Thursday 4 April 2013

The IT recipe for failure

Jaron Lanier is one of my heroes.  He has dreadlocks, is an accomplished digital musician and pioneer of virtual reality, and his book You Are Not a Gadget describes the development of what he calls digital Maoism, where web users become a new proletariat toiling for the benefit of an all-powerful virtual bourgeoisie. “We're sending them to peasanthood, very much like the Maoists have,” he wrote.

Lanier’s target has been the idea that individual creativity is being undermined by the internet, partly because so few people seem prepared to pay for it – I speak as a writer – and partly because the prophets of a digital future are toiling towards a day when there will be no individual books, pictures or musical compositions; just one ‘mashed’ whole.

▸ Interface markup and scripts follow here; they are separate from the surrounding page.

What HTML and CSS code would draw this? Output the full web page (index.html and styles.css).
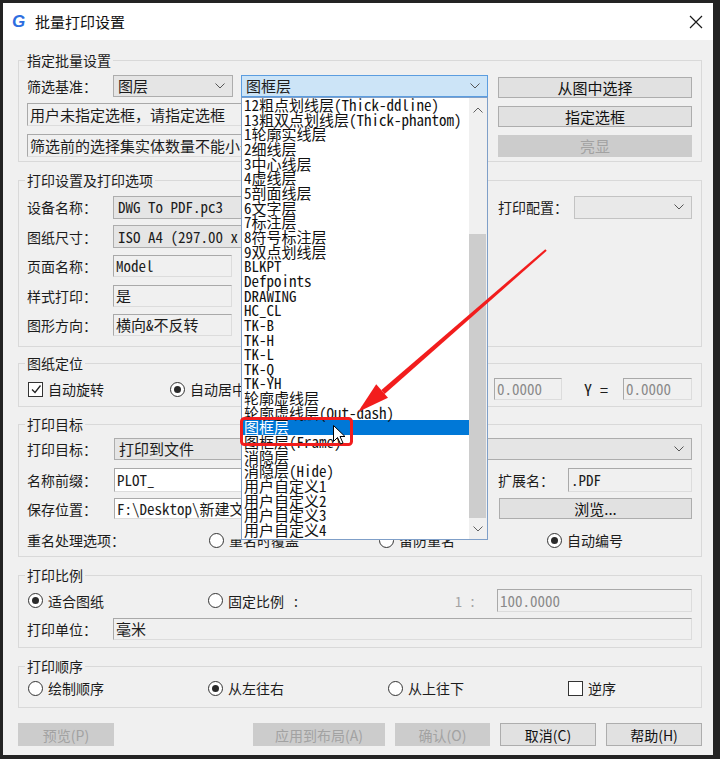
FILE: index.html
```html
<!DOCTYPE html>
<html lang="zh-CN">
<head>
<meta charset="utf-8">
<title>批量打印设置</title>
<link rel="stylesheet" href="styles.css">
</head>
<body>
<div class="win">
  <header class="titlebar">
    <span class="logo">G</span>
    <span class="title">批量打印设置</span>
    <svg class="close" width="14" height="14" viewBox="0 0 14 14"><path d="M1 1L13 13M13 1L1 13" stroke="#1a1a1a" stroke-width="1.2"/></svg>
  </header>
  <main class="content">
    <fieldset class="grp g1">
      <legend>指定批量设置</legend>
      <div class="g1-body">
        <div class="g1-left">
          <div class="row h22">
            <span class="lbl w86">筛选基准：</span>
            <div class="combo w120 mr8"><span>图层</span><svg class="chev" width="10" height="6" viewBox="0 0 10 6"><path d="M0.5 0.5L5 5L9.5 0.5" fill="none" stroke="#555"/></svg></div>
            <div class="combo-wrap">
              <div class="combo focus"><span>图框层</span><svg class="chev" width="10" height="6" viewBox="0 0 10 6"><path d="M0.5 0.5L5 5L9.5 0.5" fill="none" stroke="#555"/></svg></div>
              <div class="dropdown">
                <div class="dd-list">
                  <div class="dd-item">12粗点划线层(Thick-ddline)</div>
                  <div class="dd-item">13粗双点划线层(Thick-phantom)</div>
                  <div class="dd-item">1轮廓实线层</div>
                  <div class="dd-item">2细线层</div>
                  <div class="dd-item">3中心线层</div>
                  <div class="dd-item">4虚线层</div>
                  <div class="dd-item">5剖面线层</div>
                  <div class="dd-item">6文字层</div>
                  <div class="dd-item">7标注层</div>
                  <div class="dd-item">8符号标注层</div>
                  <div class="dd-item">9双点划线层</div>
                  <div class="dd-item">BLKPT</div>
                  <div class="dd-item">Defpoints</div>
                  <div class="dd-item">DRAWING</div>
                  <div class="dd-item">HC_CL</div>
                  <div class="dd-item">TK-B</div>
                  <div class="dd-item">TK-H</div>
                  <div class="dd-item">TK-L</div>
                  <div class="dd-item">TK-Q</div>
                  <div class="dd-item">TK-YH</div>
                  <div class="dd-item">轮廓虚线层</div>
                  <div class="dd-item">轮廓虚线层(Out-dash)</div>
                  <div class="dd-item sel">图框层</div>
                  <div class="dd-item">图框层(Frame)</div>
                  <div class="dd-item">消隐层</div>
                  <div class="dd-item">消隐层(Hide)</div>
                  <div class="dd-item">用户自定义1</div>
                  <div class="dd-item">用户自定义2</div>
                  <div class="dd-item">用户自定义3</div>
                  <div class="dd-item">用户自定义4</div>
                </div>
                <div class="dd-scroll">
                  <div class="dd-up"><svg width="10" height="6" viewBox="0 0 10 6"><path d="M0.5 5.5L5 1L9.5 5.5" fill="none" stroke="#606060"/></svg></div>
                  <div class="dd-track"></div>
                  <div class="dd-thumb"></div>
                  <div class="dd-down"><svg width="10" height="6" viewBox="0 0 10 6"><path d="M0.5 0.5L5 5L9.5 0.5" fill="none" stroke="#606060"/></svg></div>
                </div>
              </div>
            </div>
          </div>
          <div class="edit note mt6">用户未指定选框，请指定选框</div>
          <div class="edit note mt8">筛选前的选择集实体数量不能小于1</div>
        </div>
        <div class="g1-right">
          <button class="btn h21">从图中选择</button>
          <button class="btn h21">指定选框</button>
          <button class="btn h22 dis">亮显</button>
        </div>
      </div>
    </fieldset>

    <fieldset class="grp g2">
      <legend>打印设置及打印选项</legend>
      <div class="rows g2-rows">
        <div class="row h24">
          <span class="lbl w86">设备名称：</span>
          <div class="combo w375 mono"><span>DWG To PDF.pc3</span><svg class="chev" width="10" height="6" viewBox="0 0 10 6"><path d="M0.5 0.5L5 5L9.5 0.5" fill="none" stroke="#555"/></svg></div>
          <span class="lbl w76 ml10">打印配置：</span>
          <div class="combo w118 light"><span></span><svg class="chev" width="10" height="6" viewBox="0 0 10 6"><path d="M0.5 0.5L5 5L9.5 0.5" fill="none" stroke="#555"/></svg></div>
        </div>
        <div class="row h24">
          <span class="lbl w86">图纸尺寸：</span>
          <div class="combo w375 mono"><span>ISO A4 (297.00 x 210.00 毫米)</span><svg class="chev" width="10" height="6" viewBox="0 0 10 6"><path d="M0.5 0.5L5 5L9.5 0.5" fill="none" stroke="#555"/></svg></div>
        </div>
        <div class="row h24">
          <span class="lbl w86">页面名称：</span>
          <div class="edit w119 h22 mono">Model</div>
        </div>
        <div class="row h24">
          <span class="lbl w86">样式打印：</span>
          <div class="edit w119 h22 mono">是</div>
        </div>
        <div class="row h24">
          <span class="lbl w86">图形方向：</span>
          <div class="edit w119 h22 mono">横向&amp;不反转</div>
        </div>
      </div>
    </fieldset>

    <fieldset class="grp g3">
      <legend>图纸定位</legend>
      <div class="row h22">
        <label class="opt w142"><span class="check"><svg width="12" height="12" viewBox="0 0 12 12"><path d="M2 6.5L5 9.5L10.5 2.5" fill="none" stroke="#222" stroke-width="1.3"/></svg></span>自动旋转</label>
        <label class="opt w286"><span class="radio on"></span>自动居中</label>
        <span class="lbl w39 mono">X =</span>
        <div class="edit w68 h22 mono dim">0.0000</div>
        <span class="lbl w61 mono ylbl">Y =</span>
        <div class="edit w69 h22 mono dim">0.0000</div>
      </div>
    </fieldset>

    <fieldset class="grp g4">
      <legend>打印目标</legend>
      <div class="rows">
        <div class="row h22">
          <span class="lbl w87">打印目标：</span>
          <div class="combo w578"><span>打印到文件</span><svg class="chev" width="10" height="6" viewBox="0 0 10 6"><path d="M0.5 0.5L5 5L9.5 0.5" fill="none" stroke="#555"/></svg></div>
        </div>
        <div class="row h24 mt8">
          <span class="lbl w87">名称前缀：</span>
          <div class="edit white w374 h24 mono">PLOT_</div>
          <span class="lbl w70 ml10">扩展名：</span>
          <div class="edit w124 h24 mono">.PDF</div>
        </div>
        <div class="row h21 mt6">
          <span class="lbl w87">保存位置：</span>
          <div class="edit white w374 h21 mono">F:\Desktop\新建文件夹\</div>
          <button class="btn w193 h21 ml11">浏览...</button>
        </div>
        <div class="row h20 mt11">
          <span class="lbl w181">重名处理选项：</span>
          <label class="opt w170"><span class="radio"></span><span class="half">重名时覆盖</span></label>
          <label class="opt w168"><span class="radio"></span>留防重名</label>
          <label class="opt"><span class="radio on"></span>自动编号</label>
        </div>
      </div>
    </fieldset>

    <fieldset class="grp g5">
      <legend>打印比例</legend>
      <div class="rows">
        <div class="row h23">
          <label class="opt w180"><span class="radio on"></span>适合图纸</label>
          <label class="opt w248"><span class="radio"></span>固定比例<span class="colon">:</span></label>
          <span class="lbl w42 mono dimtxt">1 :</span>
          <div class="edit w195 h23 mono dim">100.0000</div>
        </div>
        <div class="row h22 mt6">
          <span class="lbl w86">打印单位：</span>
          <div class="edit w579 h22">毫米</div>
        </div>
      </div>
    </fieldset>

    <fieldset class="grp g6">
      <legend>打印顺序</legend>
      <div class="row h18">
        <label class="opt w180"><span class="radio"></span>绘制顺序</label>
        <label class="opt w180"><span class="radio on"></span>从左往右</label>
        <label class="opt w180"><span class="radio"></span>从上往下</label>
        <label class="opt"><span class="check"></span>逆序</label>
      </div>
    </fieldset>

    <div class="btnbar">
      <button class="btn dis w96 h23">预览(P)</button>
      <button class="btn dis w132 h23 mla">应用到布局(A)</button>
      <button class="btn dis w95 h23">确认(O)</button>
      <button class="btn w96 h23">取消(C)</button>
      <button class="btn w96 h23">帮助(H)</button>
    </div>
  </main>
</div>

<svg class="overlay" width="720" height="759" viewBox="0 0 720 759">
  <rect x="241.5" y="418.5" width="110" height="26" rx="3" fill="none" stroke="#f21d1d" stroke-width="3"/>
  <polygon points="546.7,250.8 545.3,249.2 381.4,390.1 384.6,393.9" fill="#f21d1d"/>
  <polygon points="358,412 376.2,384.2 388,397.8" fill="#f21d1d"/>
  <path transform="translate(333 425)" d="M0.5 0.5V16.5L4.5 12.5L7.5 19L10 18L7 11.5H12Z" fill="#fff" stroke="#000" stroke-width="1"/>
</svg>
</body>
</html>
```

FILE: styles.css
```css
* { box-sizing: border-box; }
html, body { margin: 0; padding: 0; }
body {
  position: relative;
  width: 720px;
  height: 759px;
  overflow: hidden;
  background: #232323;
  font-family: "Noto Sans CJK SC", "Noto Sans", sans-serif;
  font-size: 14px;
  line-height: 20px;
  color: #1c1c1c;
}
.mono { font-family: "Noto Sans Mono CJK SC", "Liberation Mono", "Noto Sans CJK SC", monospace; }

.win {
  margin: 3px 0 0 3px;
  width: 710px;
  height: 752px;
  background: #f0f0f0;
  display: flex;
  flex-direction: column;
}
.titlebar {
  flex: none;
  height: 37px;
  background: #fff;
  display: flex;
  align-items: center;
  padding: 0 10px 0 9px;
}
.logo {
  width: 14px;
  font: italic 900 17px/1 "Liberation Sans", sans-serif;
  color: #2d6ee0;
}
.title { margin-left: 9px; font-size: 15px; color: #111; }
.close { margin-left: auto; }

.content {
  display: flex;
  flex-direction: column;
  padding: 10px 11px 0 15px;
}
.grp {
  margin: 0;
  min-width: 0;
  border: 1px solid #d9d9d9;
  padding: 0 9px 0 8px;
}
.grp legend {
  padding: 0 2px;
  margin-left: -2px;
  font-size: 14px;
  line-height: 20px;
}
.g1 { padding-top: 5px; padding-bottom: 4px; }
.g2 { margin-top: 8px; padding-top: 5px; padding-bottom: 9px; }
.g3 { margin-top: 6px; padding-top: 5px; padding-bottom: 6px; }
.g4 { margin-top: 7px; padding-top: 4px; padding-bottom: 6px; }
.g5 { margin-top: 8px; padding-top: 4px; padding-bottom: 7px; }
.g6 { margin-top: 8px; padding-top: 3px; padding-bottom: 10px; }

.row { display: flex; align-items: center; }
.rows { display: flex; flex-direction: column; }
.g2-rows { gap: 5.5px; }

/* buttons (before utility classes so margins below win) */
.btn {
  flex: none;
  appearance: none;
  padding: 0;
  font-family: inherit;
  font-size: 15px;
  line-height: 18px;
  color: #111;
  background: #e1e1e1;
  border: 1px solid #adadad;
}
.g1-right .btn { width: 194px; }
.btn.dis { background: #cccccc; border-color: #cccccc; color: #a2a2a2; }
.btnbar { margin-top: 15px; display: flex; gap: 10px; }
.btnbar .btn { font-size: 14px; }

.h18 { height: 18px; } .h20 { height: 20px; } .h21 { height: 21px; }
.h22 { height: 22px; } .h23 { height: 23px; } .h24 { height: 24px; }
.mt6 { margin-top: 6px; } .mt8 { margin-top: 8px; } .mt11 { margin-top: 11px; }
.ml10 { margin-left: 10px; } .ml11 { margin-left: 11px; } .mr8 { margin-right: 8px; }
.mla { margin-left: auto; }
.w39 { width: 39px; } .w42 { width: 42px; } .w61 { width: 61px; } .w68 { width: 68px; }
.w69 { width: 69px; } .w70 { width: 70px; } .w76 { width: 76px; } .w86 { width: 86px; }
.w87 { width: 87px; } .w95 { width: 95px; } .w96 { width: 96px; } .w118 { width: 118px; }
.w119 { width: 119px; } .w120 { width: 120px; } .w124 { width: 124px; } .w132 { width: 132px; }
.w142 { width: 142px; } .w168 { width: 168px; } .w170 { width: 170px; } .w180 { width: 180px; }
.w181 { width: 181px; } .w193 { width: 193px; } .w195 { width: 195px; } .w248 { width: 248px; }
.w286 { width: 286px; } .w374 { width: 374px; } .w375 { width: 375px; } .w578 { width: 578px; }
.w579 { width: 579px; }

.lbl { flex: none; white-space: nowrap; }

/* group 1 */
.g1-body { display: flex; gap: 10px; }
.g1-left { width: 461px; display: flex; flex-direction: column; }
.g1-right { width: 194px; padding-top: 2px; display: flex; flex-direction: column; gap: 8px; }

/* combo boxes */
.combo {
  flex: none;
  height: 22px;
  display: flex;
  align-items: center;
  background: #e5e5e5;
  border: 1px solid #adadad;
  padding: 0 7px 0 4px;
  white-space: nowrap;
  overflow: hidden;
  font-size: 15px;
}
.row.h24 > .combo { height: 23px; }
.combo > span { flex: 1; overflow: hidden; }
.combo .chev { flex: none; margin-left: 6px; }
.combo.light { background: #e9e9e9; border-color: #c3c3c3; }
.combo.focus { width: 247px; background: #cce4f7; border-color: #5b9de0; }
.combo-wrap { position: relative; width: 247px; flex: none; }

/* dropdown popup */
.dropdown {
  position: absolute;
  top: 100%;
  left: 0;
  z-index: 20;
  width: 247px;
  height: 443px;
  background: #fff;
  border: 1px solid #7f9fc8;
  display: flex;
}
.dd-list {
  width: 227px;
  font-family: "Noto Sans Mono CJK SC", "Liberation Mono", "Noto Sans CJK SC", monospace;
  font-size: 15px;
  line-height: 14.66px;
  color: #111;
}
.dd-item { height: 14.66px; padding-left: 2px; white-space: nowrap; }
.dd-item.sel { background: #0078d7; color: #fff; margin-left: 1px; padding-left: 1px; }
.dd-scroll { width: 18px; background: #f0f0f0; display: flex; flex-direction: column; }
.dd-up { height: 22px; display: flex; align-items: center; justify-content: center; padding-top: 2px; }
.dd-track { height: 114px; }
.dd-thumb { height: 284px; background: #cdcdcd; margin-right: 1px; }
.dd-down { flex: 1; display: flex; align-items: center; justify-content: center; }

/* edits */
.edit {
  flex: none;
  display: flex;
  align-items: center;
  padding-left: 2px;
  background: #f0f0f0;
  border: 1px solid;
  border-color: #a9a9a9 #dcdcdc #dcdcdc #a9a9a9;
  white-space: nowrap;
  overflow: hidden;
  font-size: 15px;
}
.edit.white { background: #fff; }
.edit.note { height: 23px; width: 461px; }
.edit.dim { color: #8a8a8a; }
.dimtxt { color: #a3a3a3; }

/* radio / check */
.opt { flex: none; display: flex; align-items: center; white-space: nowrap; }
.radio {
  flex: none;
  width: 15px;
  height: 15px;
  margin: 0 5px 0 1px;
  border: 1px solid #333;
  border-radius: 50%;
  background: #fff;
  display: flex;
  align-items: center;
  justify-content: center;
}
.radio.on::after { content: ""; width: 7px; height: 7px; border-radius: 50%; background: #2a2a2a; }
.check {
  flex: none;
  width: 15px;
  height: 15px;
  margin: 0 5px 0 1px;
  border: 1px solid #333;
  background: #fff;
  display: flex;
  align-items: center;
  justify-content: center;
}
.colon { margin-left: 10px; }
.ylbl { padding-left: 22px; font-size: 16px; }
.half { clip-path: inset(48% 0 0 0); }

.overlay { position: absolute; left: 0; top: 0; z-index: 30; pointer-events: none; }
```
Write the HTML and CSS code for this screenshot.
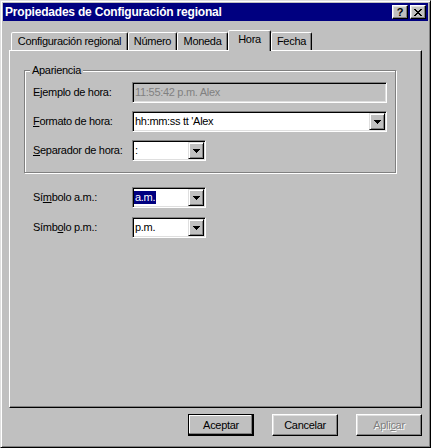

That was the idea behind Kevin Kelly’s predictions in the New York Times in 2006, and it is the meaning behind the innovations known as Web 2.0.

Now he has gone further and has written a closely argued diatribe about the design flaws in the current internet regime that allows a few monopolists to impoverish us.

More about this, and related issues, in my book The Human Element.  I mention this rather belatedly because of the book review by Bryan Appleyard, who I revere for his lonely campaign in favour of the human spirit against scientism and reductionism.  Because Lanier's new book takes the argument further, explaining how a handful of monopolistic internet giants are hollowing out the economy by stealing tiny bits of information that are rightfully owned by us.

Appleyard reviews Lanier along with Evgeny Morozov and his furious diatribe To Save Everything, Click Here.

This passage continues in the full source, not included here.